▸ **Required task**: List all lines of the data that include the string "code".

▸ **Supplied entries**:
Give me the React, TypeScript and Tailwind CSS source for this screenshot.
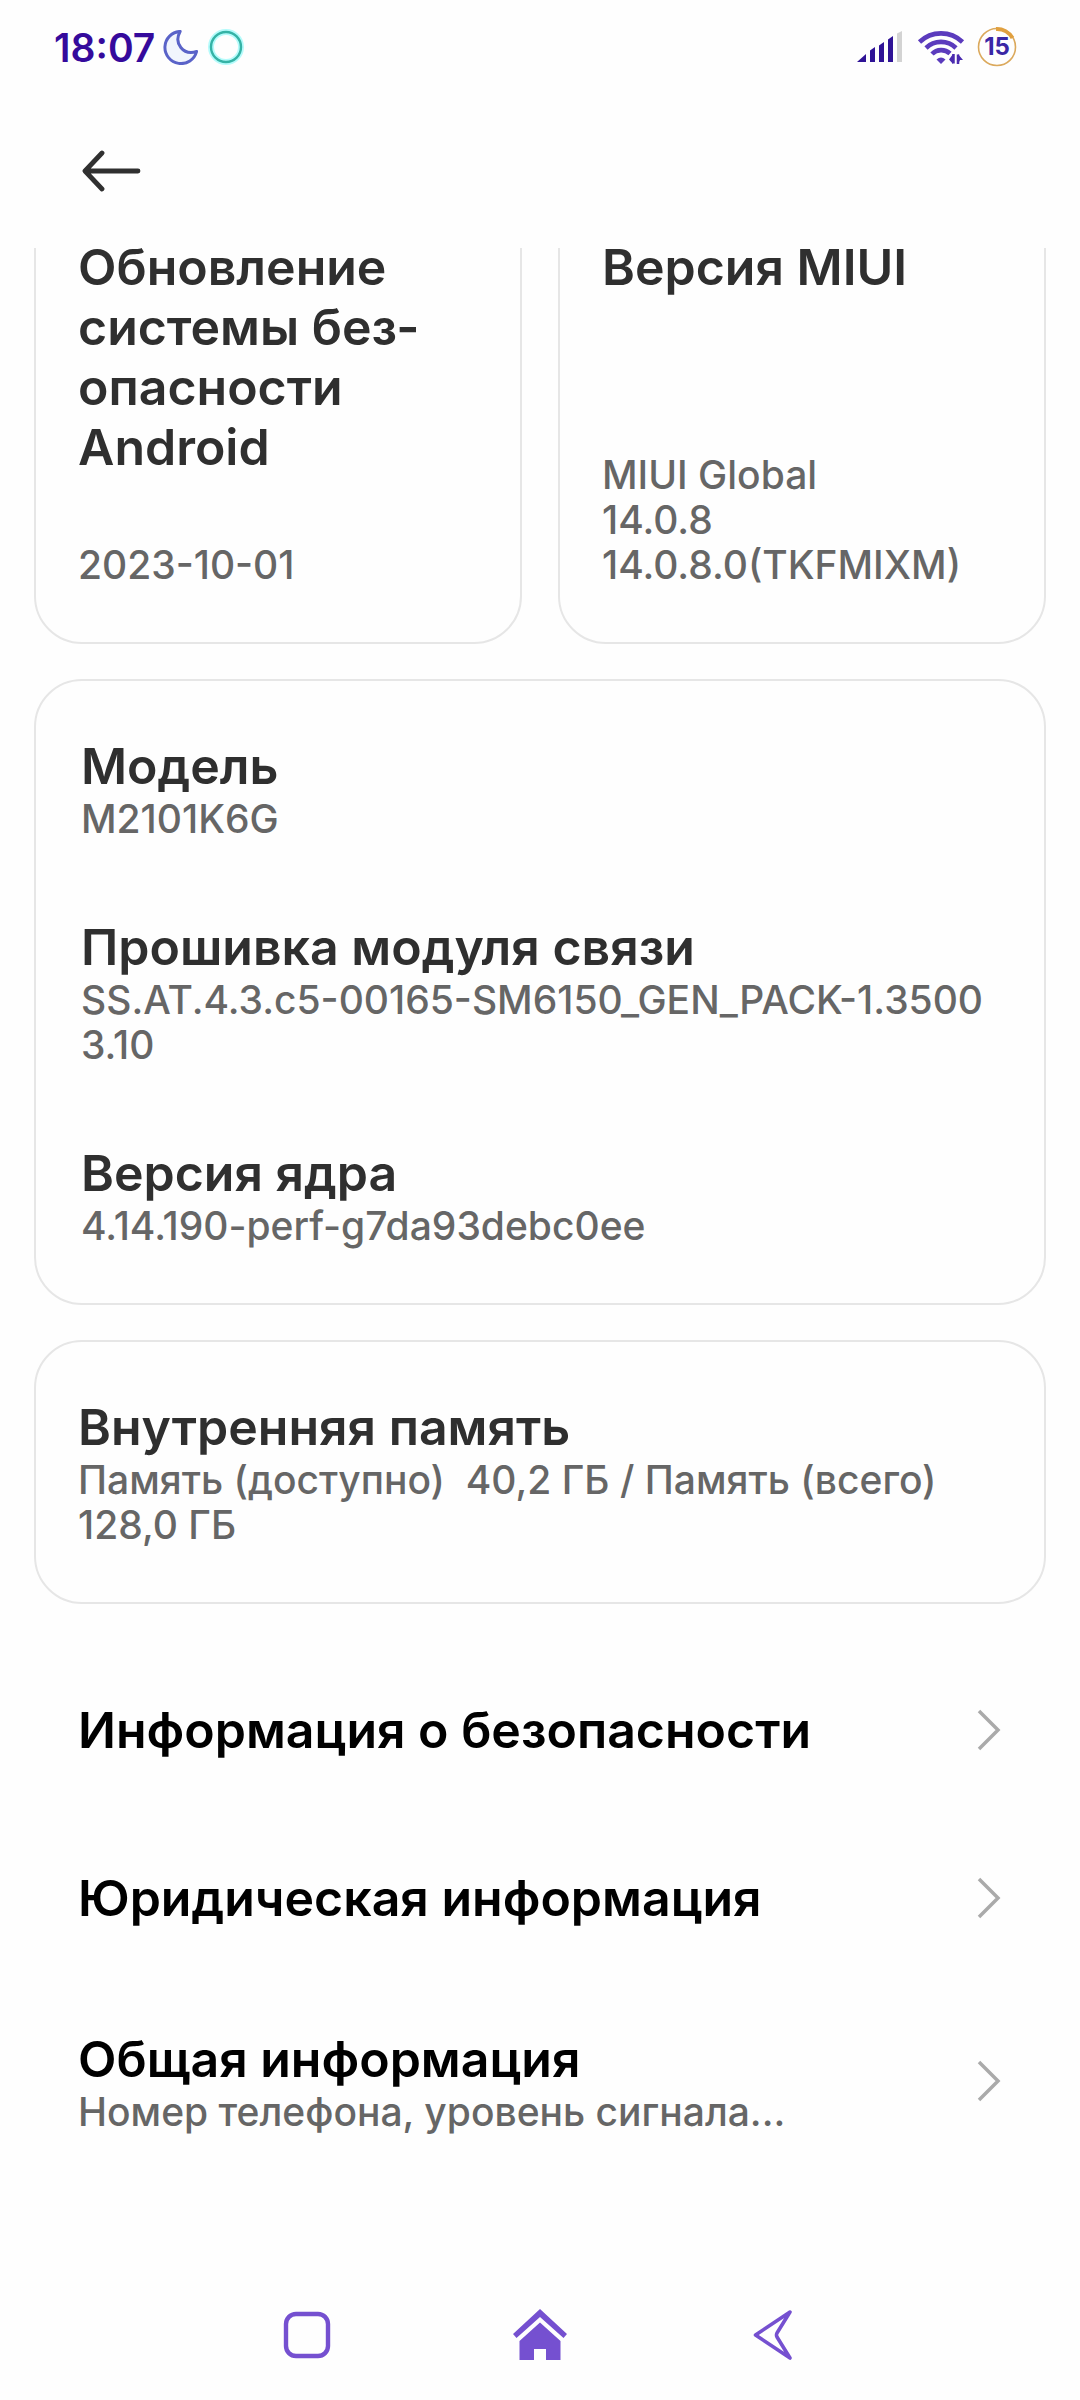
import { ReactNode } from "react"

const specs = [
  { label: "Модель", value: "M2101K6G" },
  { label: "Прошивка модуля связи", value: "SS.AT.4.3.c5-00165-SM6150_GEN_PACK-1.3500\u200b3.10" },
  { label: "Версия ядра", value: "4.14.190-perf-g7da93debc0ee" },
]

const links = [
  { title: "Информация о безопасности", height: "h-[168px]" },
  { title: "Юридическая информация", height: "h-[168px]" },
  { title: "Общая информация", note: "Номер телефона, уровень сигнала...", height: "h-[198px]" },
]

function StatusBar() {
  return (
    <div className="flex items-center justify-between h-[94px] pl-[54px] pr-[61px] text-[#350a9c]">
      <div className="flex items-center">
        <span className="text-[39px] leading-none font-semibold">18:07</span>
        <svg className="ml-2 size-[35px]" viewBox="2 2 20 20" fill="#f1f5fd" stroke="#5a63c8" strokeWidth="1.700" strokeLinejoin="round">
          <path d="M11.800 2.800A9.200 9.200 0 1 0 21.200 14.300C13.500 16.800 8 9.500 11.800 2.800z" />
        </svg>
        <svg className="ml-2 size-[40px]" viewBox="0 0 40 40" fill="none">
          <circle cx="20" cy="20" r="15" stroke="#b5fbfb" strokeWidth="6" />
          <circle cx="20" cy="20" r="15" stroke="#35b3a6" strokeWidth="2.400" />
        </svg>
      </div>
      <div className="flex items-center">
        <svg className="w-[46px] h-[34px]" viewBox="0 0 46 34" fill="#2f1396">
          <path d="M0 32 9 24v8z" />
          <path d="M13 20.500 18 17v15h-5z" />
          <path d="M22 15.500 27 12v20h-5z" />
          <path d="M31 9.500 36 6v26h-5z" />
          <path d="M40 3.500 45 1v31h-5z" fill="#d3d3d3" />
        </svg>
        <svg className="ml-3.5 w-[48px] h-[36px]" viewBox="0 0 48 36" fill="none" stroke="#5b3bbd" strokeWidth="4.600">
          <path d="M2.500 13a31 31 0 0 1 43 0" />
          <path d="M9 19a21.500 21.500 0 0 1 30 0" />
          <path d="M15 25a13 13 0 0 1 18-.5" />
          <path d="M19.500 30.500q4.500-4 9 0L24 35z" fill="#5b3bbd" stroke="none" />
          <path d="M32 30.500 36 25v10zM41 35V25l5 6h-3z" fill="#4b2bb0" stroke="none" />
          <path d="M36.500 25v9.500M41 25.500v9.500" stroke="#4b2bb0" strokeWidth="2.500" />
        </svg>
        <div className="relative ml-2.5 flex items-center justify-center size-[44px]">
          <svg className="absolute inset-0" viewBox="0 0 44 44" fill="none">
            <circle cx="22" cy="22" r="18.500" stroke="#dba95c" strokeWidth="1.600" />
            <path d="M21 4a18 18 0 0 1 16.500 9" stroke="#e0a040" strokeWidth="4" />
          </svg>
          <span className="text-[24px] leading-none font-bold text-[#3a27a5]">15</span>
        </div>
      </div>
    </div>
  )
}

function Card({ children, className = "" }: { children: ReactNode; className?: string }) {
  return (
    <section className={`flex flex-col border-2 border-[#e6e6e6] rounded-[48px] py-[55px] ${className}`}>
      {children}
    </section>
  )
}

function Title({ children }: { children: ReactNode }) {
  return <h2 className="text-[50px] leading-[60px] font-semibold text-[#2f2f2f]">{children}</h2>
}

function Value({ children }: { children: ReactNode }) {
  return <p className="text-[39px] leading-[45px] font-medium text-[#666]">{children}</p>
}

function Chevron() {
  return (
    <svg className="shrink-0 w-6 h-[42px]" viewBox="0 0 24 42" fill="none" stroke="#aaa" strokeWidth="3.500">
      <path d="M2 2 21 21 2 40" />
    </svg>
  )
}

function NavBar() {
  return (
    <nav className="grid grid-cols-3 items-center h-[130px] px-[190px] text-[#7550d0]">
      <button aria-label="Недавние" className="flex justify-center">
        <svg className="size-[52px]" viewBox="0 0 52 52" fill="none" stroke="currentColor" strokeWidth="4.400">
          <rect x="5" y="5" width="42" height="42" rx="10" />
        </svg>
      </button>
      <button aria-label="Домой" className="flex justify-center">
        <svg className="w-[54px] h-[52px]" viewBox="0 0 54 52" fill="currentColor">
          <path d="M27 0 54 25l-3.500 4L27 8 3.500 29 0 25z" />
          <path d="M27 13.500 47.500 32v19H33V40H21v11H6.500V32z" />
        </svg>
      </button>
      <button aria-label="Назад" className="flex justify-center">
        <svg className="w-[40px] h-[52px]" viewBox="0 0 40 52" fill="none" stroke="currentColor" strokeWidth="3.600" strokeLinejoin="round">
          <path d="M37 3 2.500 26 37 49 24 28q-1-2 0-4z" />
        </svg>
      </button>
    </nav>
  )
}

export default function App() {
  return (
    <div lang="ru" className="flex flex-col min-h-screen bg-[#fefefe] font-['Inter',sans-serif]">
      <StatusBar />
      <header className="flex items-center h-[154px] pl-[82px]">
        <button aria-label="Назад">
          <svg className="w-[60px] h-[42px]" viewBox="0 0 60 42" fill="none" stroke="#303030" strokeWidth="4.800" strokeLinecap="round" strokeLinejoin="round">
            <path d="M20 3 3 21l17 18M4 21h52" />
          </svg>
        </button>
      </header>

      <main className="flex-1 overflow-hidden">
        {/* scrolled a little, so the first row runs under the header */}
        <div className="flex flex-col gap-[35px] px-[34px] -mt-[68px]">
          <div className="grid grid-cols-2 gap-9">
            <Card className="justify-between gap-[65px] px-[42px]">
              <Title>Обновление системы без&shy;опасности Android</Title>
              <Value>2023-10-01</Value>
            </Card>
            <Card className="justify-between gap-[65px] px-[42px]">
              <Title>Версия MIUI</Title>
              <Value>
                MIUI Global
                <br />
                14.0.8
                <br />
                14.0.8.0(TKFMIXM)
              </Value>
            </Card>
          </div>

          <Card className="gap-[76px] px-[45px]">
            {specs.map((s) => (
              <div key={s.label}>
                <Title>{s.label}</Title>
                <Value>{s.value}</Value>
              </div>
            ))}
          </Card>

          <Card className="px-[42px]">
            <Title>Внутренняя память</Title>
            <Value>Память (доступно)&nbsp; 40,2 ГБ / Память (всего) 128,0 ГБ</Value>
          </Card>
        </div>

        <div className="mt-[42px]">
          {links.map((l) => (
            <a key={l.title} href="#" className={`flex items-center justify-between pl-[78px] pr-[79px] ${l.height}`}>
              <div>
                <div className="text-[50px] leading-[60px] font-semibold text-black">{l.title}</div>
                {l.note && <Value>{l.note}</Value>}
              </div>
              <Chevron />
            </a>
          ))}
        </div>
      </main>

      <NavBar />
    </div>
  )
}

...

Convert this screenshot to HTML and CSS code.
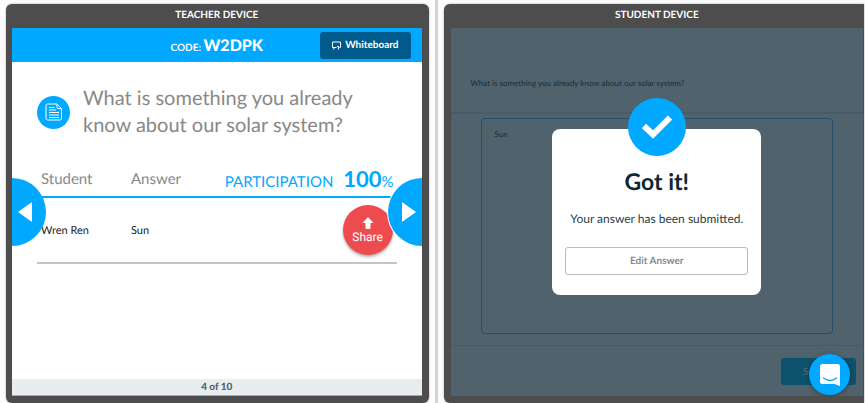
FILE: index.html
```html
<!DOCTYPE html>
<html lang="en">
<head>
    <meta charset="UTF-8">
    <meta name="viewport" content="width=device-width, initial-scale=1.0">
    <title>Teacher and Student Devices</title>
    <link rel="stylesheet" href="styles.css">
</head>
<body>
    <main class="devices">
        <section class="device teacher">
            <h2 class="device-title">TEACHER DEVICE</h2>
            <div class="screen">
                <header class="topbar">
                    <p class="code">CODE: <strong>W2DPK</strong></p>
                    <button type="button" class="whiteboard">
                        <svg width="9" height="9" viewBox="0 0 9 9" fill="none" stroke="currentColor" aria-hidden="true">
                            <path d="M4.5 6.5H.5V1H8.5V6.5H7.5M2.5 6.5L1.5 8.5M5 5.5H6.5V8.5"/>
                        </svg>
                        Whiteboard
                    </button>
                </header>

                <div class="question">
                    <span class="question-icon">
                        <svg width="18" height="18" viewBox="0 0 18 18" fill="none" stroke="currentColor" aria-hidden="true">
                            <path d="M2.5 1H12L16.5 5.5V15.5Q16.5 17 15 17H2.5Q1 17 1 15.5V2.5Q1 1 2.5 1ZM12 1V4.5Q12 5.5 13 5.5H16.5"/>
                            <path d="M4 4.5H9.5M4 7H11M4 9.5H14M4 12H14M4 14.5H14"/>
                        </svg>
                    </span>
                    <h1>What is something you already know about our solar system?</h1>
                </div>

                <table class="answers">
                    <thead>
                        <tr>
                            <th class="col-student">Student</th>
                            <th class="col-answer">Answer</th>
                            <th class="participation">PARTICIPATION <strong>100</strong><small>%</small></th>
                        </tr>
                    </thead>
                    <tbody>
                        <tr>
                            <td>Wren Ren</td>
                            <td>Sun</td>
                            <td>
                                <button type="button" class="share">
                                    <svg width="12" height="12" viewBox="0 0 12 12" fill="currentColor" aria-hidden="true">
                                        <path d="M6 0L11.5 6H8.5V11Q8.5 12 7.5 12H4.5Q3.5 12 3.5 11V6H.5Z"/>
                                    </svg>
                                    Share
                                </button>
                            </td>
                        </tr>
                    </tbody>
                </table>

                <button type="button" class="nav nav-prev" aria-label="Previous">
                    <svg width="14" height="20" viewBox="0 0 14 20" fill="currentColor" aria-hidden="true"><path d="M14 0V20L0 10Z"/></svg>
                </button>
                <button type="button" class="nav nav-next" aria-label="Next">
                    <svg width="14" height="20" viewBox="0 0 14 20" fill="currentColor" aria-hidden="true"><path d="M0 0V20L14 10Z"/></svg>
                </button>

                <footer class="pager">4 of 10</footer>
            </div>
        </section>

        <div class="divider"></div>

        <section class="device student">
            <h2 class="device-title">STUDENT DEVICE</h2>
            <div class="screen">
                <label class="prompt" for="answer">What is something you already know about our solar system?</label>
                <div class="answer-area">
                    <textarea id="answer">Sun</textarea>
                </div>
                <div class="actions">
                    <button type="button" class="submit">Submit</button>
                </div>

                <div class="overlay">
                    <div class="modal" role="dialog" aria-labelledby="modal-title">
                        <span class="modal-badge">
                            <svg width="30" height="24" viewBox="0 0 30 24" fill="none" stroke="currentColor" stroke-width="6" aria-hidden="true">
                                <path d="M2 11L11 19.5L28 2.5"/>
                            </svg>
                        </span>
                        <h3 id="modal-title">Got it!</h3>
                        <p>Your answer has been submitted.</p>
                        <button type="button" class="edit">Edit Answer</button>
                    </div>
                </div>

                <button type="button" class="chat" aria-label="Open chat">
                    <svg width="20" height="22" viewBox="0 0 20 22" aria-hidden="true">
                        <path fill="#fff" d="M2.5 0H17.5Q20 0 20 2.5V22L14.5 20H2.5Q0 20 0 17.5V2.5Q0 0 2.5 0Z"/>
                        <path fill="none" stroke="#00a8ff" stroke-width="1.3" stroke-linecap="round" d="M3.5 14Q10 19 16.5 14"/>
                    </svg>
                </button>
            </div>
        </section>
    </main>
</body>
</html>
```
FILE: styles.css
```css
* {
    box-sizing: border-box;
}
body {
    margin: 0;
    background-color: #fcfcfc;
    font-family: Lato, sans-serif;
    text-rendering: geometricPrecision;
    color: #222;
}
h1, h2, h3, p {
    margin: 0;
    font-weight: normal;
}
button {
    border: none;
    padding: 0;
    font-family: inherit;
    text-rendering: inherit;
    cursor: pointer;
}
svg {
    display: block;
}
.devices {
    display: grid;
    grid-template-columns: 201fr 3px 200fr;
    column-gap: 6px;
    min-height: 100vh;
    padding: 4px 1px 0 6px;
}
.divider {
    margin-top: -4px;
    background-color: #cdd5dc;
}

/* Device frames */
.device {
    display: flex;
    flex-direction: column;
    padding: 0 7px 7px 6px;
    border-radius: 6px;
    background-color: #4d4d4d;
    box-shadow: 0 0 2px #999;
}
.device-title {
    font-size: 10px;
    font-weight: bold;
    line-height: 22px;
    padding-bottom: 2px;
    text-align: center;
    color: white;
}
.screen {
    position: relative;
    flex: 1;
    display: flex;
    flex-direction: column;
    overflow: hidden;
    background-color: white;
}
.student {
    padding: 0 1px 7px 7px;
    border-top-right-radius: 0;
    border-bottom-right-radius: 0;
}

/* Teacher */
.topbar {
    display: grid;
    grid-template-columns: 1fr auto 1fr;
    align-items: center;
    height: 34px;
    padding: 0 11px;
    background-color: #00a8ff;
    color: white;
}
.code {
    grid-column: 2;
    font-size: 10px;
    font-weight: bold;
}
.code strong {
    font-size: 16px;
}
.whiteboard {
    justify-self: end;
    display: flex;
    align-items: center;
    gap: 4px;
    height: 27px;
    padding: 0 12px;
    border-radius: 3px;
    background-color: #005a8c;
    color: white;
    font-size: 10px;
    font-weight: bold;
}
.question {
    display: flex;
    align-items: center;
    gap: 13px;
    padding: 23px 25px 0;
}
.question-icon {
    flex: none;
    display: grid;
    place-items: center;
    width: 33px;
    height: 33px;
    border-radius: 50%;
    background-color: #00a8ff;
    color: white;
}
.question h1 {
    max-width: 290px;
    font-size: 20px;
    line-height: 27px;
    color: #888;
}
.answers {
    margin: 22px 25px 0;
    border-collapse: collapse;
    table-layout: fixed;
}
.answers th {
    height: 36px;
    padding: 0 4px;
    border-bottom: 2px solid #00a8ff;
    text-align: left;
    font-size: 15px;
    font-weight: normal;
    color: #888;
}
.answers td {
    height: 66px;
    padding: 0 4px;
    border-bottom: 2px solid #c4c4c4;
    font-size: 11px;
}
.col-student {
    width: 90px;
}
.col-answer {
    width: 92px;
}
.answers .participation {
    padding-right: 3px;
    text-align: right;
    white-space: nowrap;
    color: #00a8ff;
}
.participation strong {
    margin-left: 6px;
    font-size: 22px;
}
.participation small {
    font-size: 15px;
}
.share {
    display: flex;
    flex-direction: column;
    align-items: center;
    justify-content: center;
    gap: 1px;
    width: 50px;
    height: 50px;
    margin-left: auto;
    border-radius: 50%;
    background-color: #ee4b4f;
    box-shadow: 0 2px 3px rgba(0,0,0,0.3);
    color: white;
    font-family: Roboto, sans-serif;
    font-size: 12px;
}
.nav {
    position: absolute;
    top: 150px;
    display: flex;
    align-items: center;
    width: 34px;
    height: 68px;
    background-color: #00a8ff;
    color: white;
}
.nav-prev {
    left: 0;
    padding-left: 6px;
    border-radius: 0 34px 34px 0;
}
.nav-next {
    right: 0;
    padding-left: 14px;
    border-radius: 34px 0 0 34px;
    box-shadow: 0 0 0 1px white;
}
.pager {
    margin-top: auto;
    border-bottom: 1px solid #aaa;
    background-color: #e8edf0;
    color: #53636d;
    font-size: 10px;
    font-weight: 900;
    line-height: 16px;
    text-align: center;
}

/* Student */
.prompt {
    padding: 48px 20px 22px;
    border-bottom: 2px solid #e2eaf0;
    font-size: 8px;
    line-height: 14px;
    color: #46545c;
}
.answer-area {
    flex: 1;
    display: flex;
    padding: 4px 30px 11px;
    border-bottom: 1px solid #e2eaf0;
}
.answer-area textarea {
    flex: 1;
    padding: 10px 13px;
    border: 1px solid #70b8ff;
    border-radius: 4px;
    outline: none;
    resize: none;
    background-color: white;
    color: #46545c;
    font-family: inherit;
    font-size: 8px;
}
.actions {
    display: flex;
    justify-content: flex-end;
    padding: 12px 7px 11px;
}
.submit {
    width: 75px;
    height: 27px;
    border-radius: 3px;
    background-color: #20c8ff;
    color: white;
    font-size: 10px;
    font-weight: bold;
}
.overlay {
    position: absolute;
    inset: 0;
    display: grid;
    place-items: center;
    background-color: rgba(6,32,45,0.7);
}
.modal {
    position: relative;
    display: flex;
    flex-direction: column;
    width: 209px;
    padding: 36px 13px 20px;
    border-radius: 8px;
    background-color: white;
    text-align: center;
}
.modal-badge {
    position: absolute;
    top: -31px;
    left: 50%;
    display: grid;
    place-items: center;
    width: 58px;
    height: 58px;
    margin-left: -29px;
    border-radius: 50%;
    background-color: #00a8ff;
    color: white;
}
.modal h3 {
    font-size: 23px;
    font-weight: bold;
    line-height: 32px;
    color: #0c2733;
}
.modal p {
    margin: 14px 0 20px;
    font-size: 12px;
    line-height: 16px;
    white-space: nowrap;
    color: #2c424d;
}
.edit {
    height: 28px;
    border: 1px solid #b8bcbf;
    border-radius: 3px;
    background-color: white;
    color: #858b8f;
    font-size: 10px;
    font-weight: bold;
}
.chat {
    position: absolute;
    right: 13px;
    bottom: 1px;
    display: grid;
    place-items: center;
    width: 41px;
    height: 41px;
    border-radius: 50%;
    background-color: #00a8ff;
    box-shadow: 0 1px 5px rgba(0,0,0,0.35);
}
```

▸ **Output of the exercise**:
Convert this screenshot to HTML and CSS code.
                    <p class="code">CODE: <strong>W2DPK</strong></p>
.code {
.code strong {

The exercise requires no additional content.